Bir de şuna değinmekte fayda var: Elbette ki hepimiz her zaman dert dinlemeye açık olmayabiliyoruz, bu çok insani! Ama bu demek değil ki biz o insandan sıkılmışız ya da ona olan sevgimiz azalmış. Sadece, bizim de kendi ihtiyaçlarımız var ve bazen dert dinleyecek kapasitemiz olmayabiliyor.

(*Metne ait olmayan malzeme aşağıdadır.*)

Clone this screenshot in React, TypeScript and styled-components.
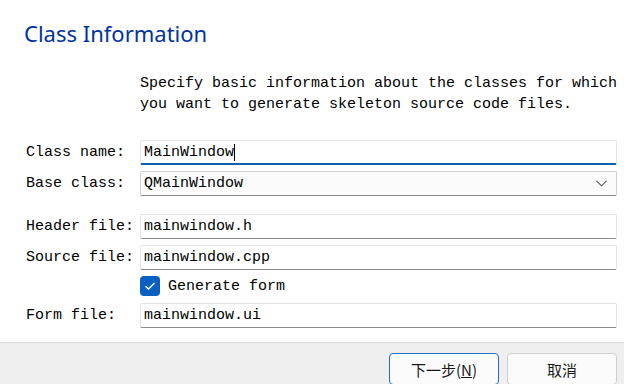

Böyle zamanlarda ise kendi ihtiyaçlarımızı gözetmek ve dile getirmek bir yetişkin olarak bizim sorumluluğumuzda. Demem o ki “Acaba beni dinlemekten sıkıldı mı?” diye endişelenmek yerine karşı tarafın da kendi ihtiyaçlarını gözeteceğine ve dinleyecek alanı olmadığında bunu bize söyleyeceğine güvenebiliriz.
3- Zayıf görünmek istemiyoruz.
Bazılarımızın kafasında yardım istemek sanki zayıflık göstergesiymiş gibi bir algı olabiliyor. Her koşulda kendi kendimize yetmemiz gerektiğini düşünebiliyoruz. Oysaki biz de insanız ve elbette zaman zaman desteğe ihtiyaç duyabiliyoruz. Sonuçta her zaman başkalarına muhtaç olmakla en zor anda bile asla yardım almamak arasında bir yer de var, değil mi?
Hem, ihtiyaç duyduğumuzda destek isteyebilmek ve o kırılgan yanımızı başkalarına gösterebilmek de bence bir öz şefkat ve güç göstergesi, ne diyorsun?
“Yok, bence zayıflık değil ama ya karşı taraf öyle düşünürse?” diyorsan da eğer, sana sormak istiyorum: Derdini anlattığın için seni zayıf gören biriyle ilişkini sürdürmek ister misin?
4- Sorunlarımızdan kaçıyoruz.
Dertlerini paylaşmamanın bir savunma mekanizması olabileceğini düşünmüş müydün? Kimimiz bir şeyi dillendirmezsek o şey gerçek olmazmış gibi düşünebiliyor ve bu şekilde aslında kendimizi kandırarak sorunlarımızı kabul etmeyebiliyoruz. Bazen de bazı şeyleri kabullenmek o kadar zor geliyor ki bir süre daha kimsenin onu bilmediği bir dünyada yaşamaya devam etmek istiyoruz. Örneğin, çok istediğimiz bir şirketten kabul alamayınca bu olumsuz haberi sevdiklerimize vermeyi erteleyebiliyoruz. Böyle yaparak sanki hâlâ bekleme aşamasındaymışız gibi kendimizi kandırabiliyor ve bu olumsuz gelişmenin bizdeki etkileriyle yüzleşmek için zaman kazanabiliyoruz.
Zorlayıcı duygular kadar sorumluluklarımızı da erteleyebiliyoruz. Bazen zorlandığımız konuda hangi adımı atacağımızı bilsek de onu atmaya çekinebiliyoruz. Bu konuda konuşmak da bize bu adımı atmamız gerektiğini hatırlattığı ve üzerimizde bir baskı yarattığı için kaçınma davranışına başvurabiliyoruz.
Ancak biz her ne kadar ertelesek veya yokmuş gibi davransak da bir noktada gerçekleri kabul etmemiz gerekiyor. Ve kendimizi hazır hissettiğimizde bunu sevdiklerimiz yanımızdayken yapmanın kolaylaştırıcı bir etkisi bulunabiliyor.
Bu haftanın önerisini çoktan tahmin etmişsindir diye düşünüyorum, başlıkta ipucu vermiş bulundum çünkü… 👀 E ama içinde “Hiç anlatamadım, hiç anlamadılar.” geçen o zamansız parçayı bu bültene eklemesem olmazdı! O zaman buyur, Mor ve Ötesi’nin efsanevi şarkısı Bir Derdim Var’ın ta 6 yıl önce çıkan (Zaman ne kadar hızlı geçiyor! 😳) ve bir o kadar daha efsanevi olan canlı senfonik versiyonu.
Pazar gününe eşlik edebilecek parçayı da seninle paylaştığıma göre bülteni sonlandırma vakti gelmiş demektir. Kendine çok iyi bak Relater!